Given problem:
An exact copy of the records is required, minus the pictures they hold.

+++ Extracted material +++

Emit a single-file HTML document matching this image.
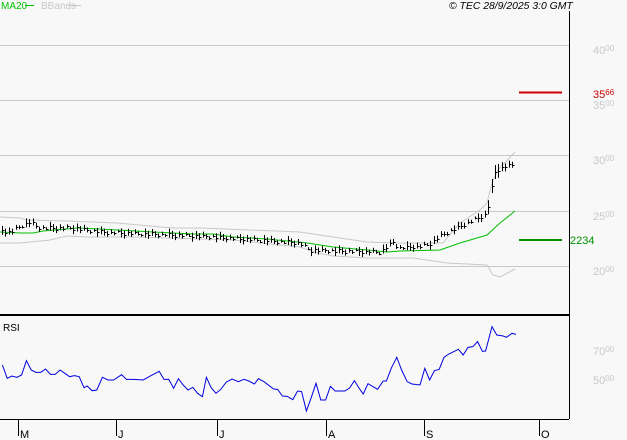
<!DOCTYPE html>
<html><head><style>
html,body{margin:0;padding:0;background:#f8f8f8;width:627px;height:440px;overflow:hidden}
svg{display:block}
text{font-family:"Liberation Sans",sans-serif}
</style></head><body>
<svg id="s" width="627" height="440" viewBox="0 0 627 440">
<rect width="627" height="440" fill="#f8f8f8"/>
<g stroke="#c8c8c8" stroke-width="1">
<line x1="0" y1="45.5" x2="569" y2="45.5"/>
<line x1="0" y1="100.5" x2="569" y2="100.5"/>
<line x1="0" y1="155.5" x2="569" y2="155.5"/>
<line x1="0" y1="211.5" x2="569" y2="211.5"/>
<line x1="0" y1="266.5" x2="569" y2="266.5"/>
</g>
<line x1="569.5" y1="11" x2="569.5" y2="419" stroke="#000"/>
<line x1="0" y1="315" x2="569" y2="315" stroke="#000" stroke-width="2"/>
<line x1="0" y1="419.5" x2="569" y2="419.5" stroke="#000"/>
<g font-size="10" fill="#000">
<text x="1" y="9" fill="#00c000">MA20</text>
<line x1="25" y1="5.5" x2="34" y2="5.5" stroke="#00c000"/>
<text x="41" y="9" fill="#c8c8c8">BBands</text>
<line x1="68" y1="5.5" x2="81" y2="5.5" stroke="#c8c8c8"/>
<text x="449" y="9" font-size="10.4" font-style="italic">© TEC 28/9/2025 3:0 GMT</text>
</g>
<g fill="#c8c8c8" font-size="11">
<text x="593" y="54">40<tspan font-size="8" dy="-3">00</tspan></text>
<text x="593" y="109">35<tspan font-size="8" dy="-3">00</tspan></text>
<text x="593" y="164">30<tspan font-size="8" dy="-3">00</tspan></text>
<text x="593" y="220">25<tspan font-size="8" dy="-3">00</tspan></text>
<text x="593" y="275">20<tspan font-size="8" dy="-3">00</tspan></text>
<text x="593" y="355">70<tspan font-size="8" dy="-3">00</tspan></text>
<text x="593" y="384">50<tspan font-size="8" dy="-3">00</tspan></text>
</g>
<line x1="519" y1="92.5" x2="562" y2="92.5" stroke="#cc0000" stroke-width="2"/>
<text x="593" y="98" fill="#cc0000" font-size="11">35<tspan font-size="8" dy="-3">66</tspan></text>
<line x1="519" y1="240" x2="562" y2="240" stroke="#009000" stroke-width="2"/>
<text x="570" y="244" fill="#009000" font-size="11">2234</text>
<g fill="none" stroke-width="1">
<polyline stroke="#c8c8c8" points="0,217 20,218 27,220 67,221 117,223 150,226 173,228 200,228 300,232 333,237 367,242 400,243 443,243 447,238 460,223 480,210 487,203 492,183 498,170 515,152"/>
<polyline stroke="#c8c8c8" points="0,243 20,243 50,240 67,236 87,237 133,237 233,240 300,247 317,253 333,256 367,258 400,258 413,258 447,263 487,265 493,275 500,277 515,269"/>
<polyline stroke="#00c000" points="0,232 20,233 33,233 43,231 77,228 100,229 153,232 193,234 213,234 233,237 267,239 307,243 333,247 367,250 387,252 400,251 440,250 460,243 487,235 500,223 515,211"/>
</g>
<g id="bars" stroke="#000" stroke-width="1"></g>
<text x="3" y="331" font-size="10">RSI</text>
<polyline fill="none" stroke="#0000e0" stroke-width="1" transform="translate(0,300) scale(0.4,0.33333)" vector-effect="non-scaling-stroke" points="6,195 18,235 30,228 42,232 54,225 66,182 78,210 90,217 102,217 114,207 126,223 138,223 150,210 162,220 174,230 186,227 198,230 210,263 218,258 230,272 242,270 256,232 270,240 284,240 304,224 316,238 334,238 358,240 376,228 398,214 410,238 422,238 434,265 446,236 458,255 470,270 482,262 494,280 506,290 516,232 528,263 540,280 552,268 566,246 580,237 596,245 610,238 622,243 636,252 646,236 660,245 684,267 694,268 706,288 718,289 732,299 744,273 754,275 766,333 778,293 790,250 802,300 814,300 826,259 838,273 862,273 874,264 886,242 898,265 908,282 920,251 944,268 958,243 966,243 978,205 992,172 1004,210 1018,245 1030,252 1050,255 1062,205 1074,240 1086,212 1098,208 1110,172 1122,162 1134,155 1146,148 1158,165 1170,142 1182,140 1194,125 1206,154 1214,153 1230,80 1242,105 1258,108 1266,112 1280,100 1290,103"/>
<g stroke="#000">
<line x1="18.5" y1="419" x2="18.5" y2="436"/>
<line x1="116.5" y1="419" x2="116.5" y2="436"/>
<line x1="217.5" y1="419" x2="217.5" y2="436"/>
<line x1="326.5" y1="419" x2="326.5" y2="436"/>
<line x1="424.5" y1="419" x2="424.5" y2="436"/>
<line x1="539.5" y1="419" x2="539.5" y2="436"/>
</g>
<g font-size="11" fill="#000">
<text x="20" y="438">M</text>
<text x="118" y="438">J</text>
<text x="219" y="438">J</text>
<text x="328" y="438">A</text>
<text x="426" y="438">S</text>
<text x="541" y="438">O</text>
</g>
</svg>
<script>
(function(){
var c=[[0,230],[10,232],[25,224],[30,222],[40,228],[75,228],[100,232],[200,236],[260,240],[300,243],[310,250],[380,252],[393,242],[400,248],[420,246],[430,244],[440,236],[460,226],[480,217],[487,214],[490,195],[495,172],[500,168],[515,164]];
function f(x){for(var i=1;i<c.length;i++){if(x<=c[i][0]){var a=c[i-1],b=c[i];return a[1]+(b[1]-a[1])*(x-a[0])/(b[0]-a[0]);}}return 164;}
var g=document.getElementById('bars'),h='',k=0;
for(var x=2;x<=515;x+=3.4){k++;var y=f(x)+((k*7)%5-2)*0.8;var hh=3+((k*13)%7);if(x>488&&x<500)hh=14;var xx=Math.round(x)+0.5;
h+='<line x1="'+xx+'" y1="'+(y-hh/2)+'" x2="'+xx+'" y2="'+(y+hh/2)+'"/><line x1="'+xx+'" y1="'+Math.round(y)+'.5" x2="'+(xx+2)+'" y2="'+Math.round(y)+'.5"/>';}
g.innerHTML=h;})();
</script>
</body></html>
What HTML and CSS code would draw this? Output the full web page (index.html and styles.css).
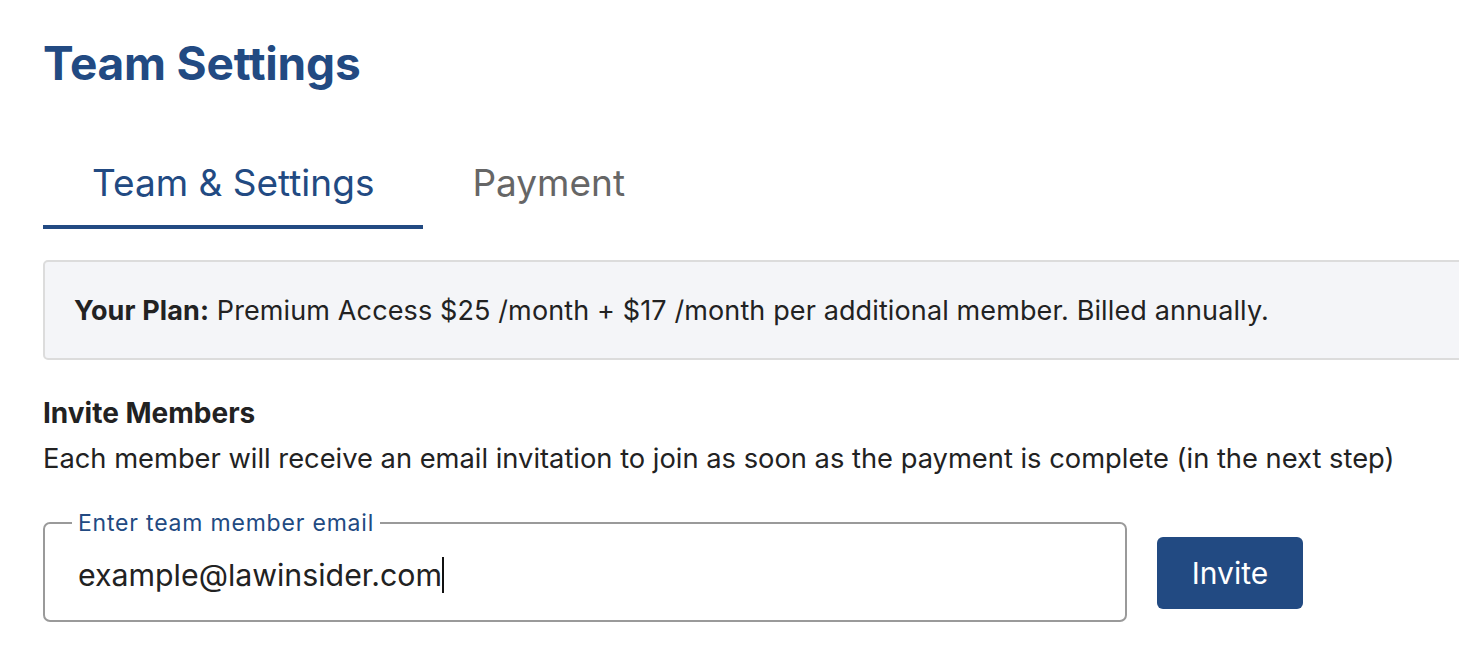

+++

The output:
Emit a single-file HTML document matching this image.
<!DOCTYPE html>
<html><head><style>
html,body{margin:0;padding:0;background:#f8f8f8;width:627px;height:440px;overflow:hidden}
svg{display:block}
text{font-family:"Liberation Sans",sans-serif}
</style></head><body>
<svg id="s" width="627" height="440" viewBox="0 0 627 440">
<rect width="627" height="440" fill="#f8f8f8"/>
<g stroke="#c8c8c8" stroke-width="1">
<line x1="0" y1="45.5" x2="569" y2="45.5"/>
<line x1="0" y1="100.5" x2="569" y2="100.5"/>
<line x1="0" y1="155.5" x2="569" y2="155.5"/>
<line x1="0" y1="211.5" x2="569" y2="211.5"/>
<line x1="0" y1="266.5" x2="569" y2="266.5"/>
</g>
<line x1="569.5" y1="11" x2="569.5" y2="419" stroke="#000"/>
<line x1="0" y1="315" x2="569" y2="315" stroke="#000" stroke-width="2"/>
<line x1="0" y1="419.5" x2="569" y2="419.5" stroke="#000"/>
<g font-size="10" fill="#000">
<text x="1" y="9" fill="#00c000">MA20</text>
<line x1="25" y1="5.5" x2="34" y2="5.5" stroke="#00c000"/>
<text x="41" y="9" fill="#c8c8c8">BBands</text>
<line x1="68" y1="5.5" x2="81" y2="5.5" stroke="#c8c8c8"/>
<text x="449" y="9" font-size="10.4" font-style="italic">© TEC 28/9/2025 3:0 GMT</text>
</g>
<g fill="#c8c8c8" font-size="11">
<text x="593" y="54">40<tspan font-size="8" dy="-3">00</tspan></text>
<text x="593" y="109">35<tspan font-size="8" dy="-3">00</tspan></text>
<text x="593" y="164">30<tspan font-size="8" dy="-3">00</tspan></text>
<text x="593" y="220">25<tspan font-size="8" dy="-3">00</tspan></text>
<text x="593" y="275">20<tspan font-size="8" dy="-3">00</tspan></text>
<text x="593" y="355">70<tspan font-size="8" dy="-3">00</tspan></text>
<text x="593" y="384">50<tspan font-size="8" dy="-3">00</tspan></text>
</g>
<line x1="519" y1="92.5" x2="562" y2="92.5" stroke="#cc0000" stroke-width="2"/>
<text x="593" y="98" fill="#cc0000" font-size="11">35<tspan font-size="8" dy="-3">66</tspan></text>
<line x1="519" y1="240" x2="562" y2="240" stroke="#009000" stroke-width="2"/>
<text x="570" y="244" fill="#009000" font-size="11">2234</text>
<g fill="none" stroke-width="1">
<polyline stroke="#c8c8c8" points="0,217 20,218 27,220 67,221 117,223 150,226 173,228 200,228 300,232 333,237 367,242 400,243 443,243 447,238 460,223 480,210 487,203 492,183 498,170 515,152"/>
<polyline stroke="#c8c8c8" points="0,243 20,243 50,240 67,236 87,237 133,237 233,240 300,247 317,253 333,256 367,258 400,258 413,258 447,263 487,265 493,275 500,277 515,269"/>
<polyline stroke="#00c000" points="0,232 20,233 33,233 43,231 77,228 100,229 153,232 193,234 213,234 233,237 267,239 307,243 333,247 367,250 387,252 400,251 440,250 460,243 487,235 500,223 515,211"/>
</g>
<g id="bars" stroke="#000" stroke-width="1"></g>
<text x="3" y="331" font-size="10">RSI</text>
<polyline fill="none" stroke="#0000e0" stroke-width="1" transform="translate(0,300) scale(0.4,0.33333)" vector-effect="non-scaling-stroke" points="6,195 18,235 30,228 42,232 54,225 66,182 78,210 90,217 102,217 114,207 126,223 138,223 150,210 162,220 174,230 186,227 198,230 210,263 218,258 230,272 242,270 256,232 270,240 284,240 304,224 316,238 334,238 358,240 376,228 398,214 410,238 422,238 434,265 446,236 458,255 470,270 482,262 494,280 506,290 516,232 528,263 540,280 552,268 566,246 580,237 596,245 610,238 622,243 636,252 646,236 660,245 684,267 694,268 706,288 718,289 732,299 744,273 754,275 766,333 778,293 790,250 802,300 814,300 826,259 838,273 862,273 874,264 886,242 898,265 908,282 920,251 944,268 958,243 966,243 978,205 992,172 1004,210 1018,245 1030,252 1050,255 1062,205 1074,240 1086,212 1098,208 1110,172 1122,162 1134,155 1146,148 1158,165 1170,142 1182,140 1194,125 1206,154 1214,153 1230,80 1242,105 1258,108 1266,112 1280,100 1290,103"/>
<g stroke="#000">
<line x1="18.5" y1="419" x2="18.5" y2="436"/>
<line x1="116.5" y1="419" x2="116.5" y2="436"/>
<line x1="217.5" y1="419" x2="217.5" y2="436"/>
<line x1="326.5" y1="419" x2="326.5" y2="436"/>
<line x1="424.5" y1="419" x2="424.5" y2="436"/>
<line x1="539.5" y1="419" x2="539.5" y2="436"/>
</g>
<g font-size="11" fill="#000">
<text x="20" y="438">M</text>
<text x="118" y="438">J</text>
<text x="219" y="438">J</text>
<text x="328" y="438">A</text>
<text x="426" y="438">S</text>
<text x="541" y="438">O</text>
</g>
</svg>
<script>
(function(){
var c=[[0,230],[10,232],[25,224],[30,222],[40,228],[75,228],[100,232],[200,236],[260,240],[300,243],[310,250],[380,252],[393,242],[400,248],[420,246],[430,244],[440,236],[460,226],[480,217],[487,214],[490,195],[495,172],[500,168],[515,164]];
function f(x){for(var i=1;i<c.length;i++){if(x<=c[i][0]){var a=c[i-1],b=c[i];return a[1]+(b[1]-a[1])*(x-a[0])/(b[0]-a[0]);}}return 164;}
var g=document.getElementById('bars'),h='',k=0;
for(var x=2;x<=515;x+=3.4){k++;var y=f(x)+((k*7)%5-2)*0.8;var hh=3+((k*13)%7);if(x>488&&x<500)hh=14;var xx=Math.round(x)+0.5;
h+='<line x1="'+xx+'" y1="'+(y-hh/2)+'" x2="'+xx+'" y2="'+(y+hh/2)+'"/><line x1="'+xx+'" y1="'+Math.round(y)+'.5" x2="'+(xx+2)+'" y2="'+Math.round(y)+'.5"/>';}
g.innerHTML=h;})();
</script>
</body></html>
What HTML and CSS code would draw this? Output the full web page (index.html and styles.css).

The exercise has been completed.